Nodes need to be assigned to emulation servers as described in Distributed Emulation. Select several nodes, right-click them, and choose Assign to and the name of the desired server. When a node is not assigned to any emulation server, it will be emulated locally. The local machine that the GUI connects with is considered the “master” machine, which in turn connects to the other emulation server “slaves”. Public key SSH should be configured from the master to the slaves as mentioned in the Distributed Emulation section.

Under the EMANE tab of the EMANE WLAN, click on the EMANE options button. This brings up the emane configuration dialog. The enable OTA Manager channel should be set to on. The OTA Manager device and Event Service device should be set to a control network device. For example, if you have a primary and auxiliary control network (i.e. controlnet and controlnet1), and you want the OTA traffic to have its dedicated network, set the OTA Manager device to ctrl1 and the Event Service device to ctrl0. The EMANE models can be configured as described in Single PC with EMANE. Click Apply to save these settings.

Distribute EMANE

Distributed EMANE Configuration


When the installed EMANE version is earlier than 0.9.2, EMANE access to the host machine’s interfaces and OTA manager and Event service devices an be set to physical interfaces.


Here is a quick checklist for distributed emulation with EMANE.

  1. Follow the steps outlined for normal CORE Distributed Emulation.
  2. Under the EMANE tab of the EMANE WLAN, click on EMANE options.
  3. Turn on the OTA Manager channel and set the OTA Manager device. Also set the Event Service device.
  4. Select groups of nodes, right-click them, and assign them to servers using the Assign to menu.
  5. Synchronize your machine’s clocks prior to starting the emulation, using ntp or ptp. Some EMANE models are sensitive to timing.
  6. Press the Start button to launch the distributed emulation.

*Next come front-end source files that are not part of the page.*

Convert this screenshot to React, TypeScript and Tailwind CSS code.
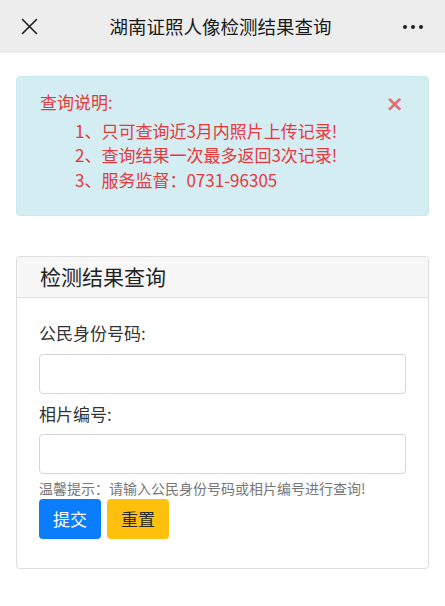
import React from "react";

export default function App() {
  const font = { fontFamily: '"Noto Sans CJK SC", "Noto Sans", sans-serif' };
  return (
    <div className="w-[445px] h-[606px] bg-white overflow-hidden" style={font}>
      {/* top bar */}
      <div className="h-[53px] bg-[#ededed] flex items-center px-[21px] relative">
        <svg width="17" height="17" viewBox="0 0 17 17" className="shrink-0">
          <path d="M1.5 1.5 L15.5 15.5 M15.5 1.5 L1.5 15.5" stroke="#1f1f1f" strokeWidth="1.6" strokeLinecap="round" />
        </svg>
        <div className="flex-1 text-center text-[18.5px] text-[#1a1a1a] leading-none">湖南证照人像检测结果查询</div>
        <div className="flex gap-[4px] items-center pr-[1px]">
          <span className="w-[4px] h-[4px] rounded-full bg-[#1f1f1f]" />
          <span className="w-[4px] h-[4px] rounded-full bg-[#1f1f1f]" />
          <span className="w-[4px] h-[4px] rounded-full bg-[#1f1f1f]" />
        </div>
      </div>

      <div className="px-[16px] pt-[23px]">
        {/* alert */}
        <div className="relative h-[140px] bg-[#d3edf2] rounded-[4px] border border-[#c9e8ee] pl-[23px] pt-[13px] text-[#e5393d] text-[17px] leading-[24.5px]">
          <div className="mb-[4px]">查询说明:</div>
          <div className="pl-[35px]">1、只可查询近3月内照片上传记录!</div>
          <div className="pl-[35px]">2、查询结果一次最多返回3次记录!</div>
          <div className="pl-[35px]">3、服务监督：0731-96305</div>
          <span className="absolute right-[24px] top-[16px] text-[22px] font-bold leading-[22px] text-[#e36b75]" style={{ fontFamily: '"DejaVu Sans", sans-serif' }}>×</span>
        </div>

        {/* card */}
        <div className="mt-[40px] border border-[#dedede] rounded-[4px] overflow-hidden">
          <div className="h-[41px] bg-[#f7f7f7] border-b border-[#dedede] flex items-center pl-[23px] text-[21px] text-[#222]">
            检测结果查询
          </div>
          <div className="px-[22px] pt-[23px] pb-[29px]">
            <div className="text-[17px] leading-[24px] text-[#333]">公民身份号码:</div>
            <div className="mt-[9px] h-[40px] border border-[#d6d6d6] rounded-[4px] bg-white" />
            <div className="mt-[8px] text-[17px] leading-[24px] text-[#333]">相片编号:</div>
            <div className="mt-[8px] h-[40px] border border-[#d6d6d6] rounded-[4px] bg-white" />
            <div className="mt-[4px] text-[14px] leading-[20px] text-[#777]">温馨提示：请输入公民身份号码或相片编号进行查询!</div>
            <div className="mt-[1px] flex gap-[6px]">
              <div className="w-[62px] h-[40px] rounded-[4px] bg-[#0a7dfd] text-white text-[17px] flex items-center justify-center">提交</div>
              <div className="w-[62px] h-[40px] rounded-[4px] bg-[#fec00d] text-[#2a2a2a] text-[17px] flex items-center justify-center">重置</div>
            </div>
          </div>
        </div>
      </div>
    </div>
  );
}
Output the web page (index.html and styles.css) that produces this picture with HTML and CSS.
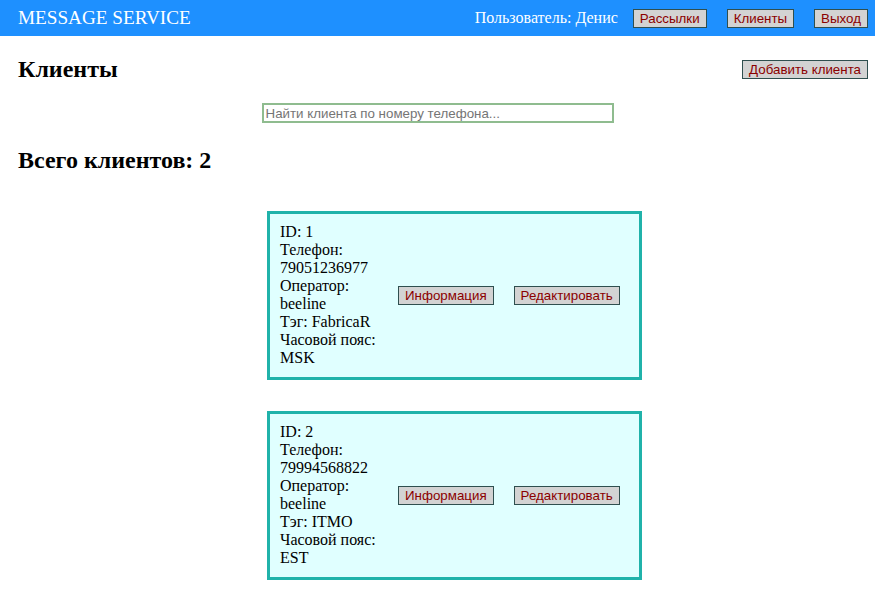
FILE: index.html
```html
<!DOCTYPE html>
<html lang="ru">
<head>
<meta charset="utf-8">
<title>Message Service</title>
<link rel="stylesheet" href="styles.css">
</head>
<body>
<header class="topbar">
  <div class="brand">MESSAGE SERVICE</div>
  <div class="nav">
    <span class="user">Пользователь: Денис</span>
    <button class="btn">Рассылки</button>
    <button class="btn">Клиенты</button>
    <button class="btn">Выход</button>
  </div>
</header>
<main class="content">
  <div class="title-row">
    <h2 class="heading">Клиенты</h2>
    <button class="btn">Добавить клиента</button>
  </div>
  <div class="search-row">
    <input class="search" type="text" placeholder="Найти клиента по номеру телефона...">
  </div>
  <h2 class="heading total">Всего клиентов: 2</h2>
  <div class="cards">
    <div class="card">
      <div class="info">
        <div>ID: 1</div>
        <div>Телефон: 79051236977</div>
        <div>Оператор: beeline</div>
        <div>Тэг: FabricaR</div>
        <div>Часовой пояс: MSK</div>
      </div>
      <button class="btn">Информация</button>
      <button class="btn">Редактировать</button>
    </div>
    <div class="card">
      <div class="info">
        <div>ID: 2</div>
        <div>Телефон: 79994568822</div>
        <div>Оператор: beeline</div>
        <div>Тэг: ITMO</div>
        <div>Часовой пояс: EST</div>
      </div>
      <button class="btn">Информация</button>
      <button class="btn">Редактировать</button>
    </div>
  </div>
</main>
</body>
</html>
```
FILE: styles.css
```css
html, body {
  margin: 0;
  padding: 0;
  background: #ffffff;
  font-family: "Liberation Serif", "Times New Roman", serif;
  font-size: 16px;
  color: #000;
}

.topbar {
  height: 36px;
  background: #1e90ff;
  display: flex;
  align-items: center;
  justify-content: space-between;
  padding: 0 7px 0 18px;
}

.brand {
  color: #fff;
  font-size: 19.2px;
}

.nav {
  display: flex;
  align-items: center;
  gap: 20px;
}

.user {
  color: #fff;
  font-size: 16px;
  margin-right: -5px;
}

.btn {
  font-family: "Liberation Sans", Arial, sans-serif;
  font-size: 13.333px;
  line-height: 15px;
  color: #8b0000;
  background: #d3d3d3;
  border: 1px solid #2f4f4f;
  padding: 1px 6px;
  margin: 0;
  border-radius: 0;
}

.content {
  padding: 0 7px 0 18px;
}

.title-row {
  display: flex;
  align-items: center;
  justify-content: space-between;
  margin-top: 20px;
}

.heading {
  margin: 0;
  font-size: 24px;
  font-weight: bold;
}

.search-row {
  display: flex;
  justify-content: center;
  margin-top: 20px;
  padding-right: 11px;
}

.search {
  width: 352px;
  height: 20px;
  box-sizing: border-box;
  border: 2px solid #8fbc8f;
  padding: 0 2px;
  font-family: "Liberation Sans", Arial, sans-serif;
  font-size: 13.333px;
  outline: none;
}

.search::placeholder {
  color: #757575;
}

.total {
  margin-top: 24px;
}

.cards {
  display: flex;
  flex-direction: column;
  gap: 31px;
  margin-top: 37px;
  padding-left: 249px;
}

.card {
  width: 375px;
  box-sizing: border-box;
  border: 3px solid #20b2aa;
  background: #e0ffff;
  display: flex;
  align-items: center;
  gap: 20px;
  padding: 9px 19px 10px 10px;
}

.info {
  width: 98px;
  line-height: 18px;
}
```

Now when the Start button is used to instantiate the emulation, the local CORE Python daemon will connect to other emulation servers that have been assigned to nodes. Each server will have its own session directory where the platform.xml file and other EMANE XML files are generated. The NEM IDs are automatically coordinated across servers so there is no overlap. Each server also gets its own Platform ID.

An Ethernet device is used for disseminating multicast EMANE events, as specified in the configure emane dialog. EMANE’s Event Service can be run with mobility or pathloss scripts as described in Single PC with EMANE. If CORE is not subscribed to location events, it will generate them as nodes are moved on the canvas.

Double-clicking on a node during runtime will cause the GUI to attempt to SSH to the emulation server for that node and run an interactive shell. The public key SSH configuration should be tested with all emulation servers prior to starting the emulation.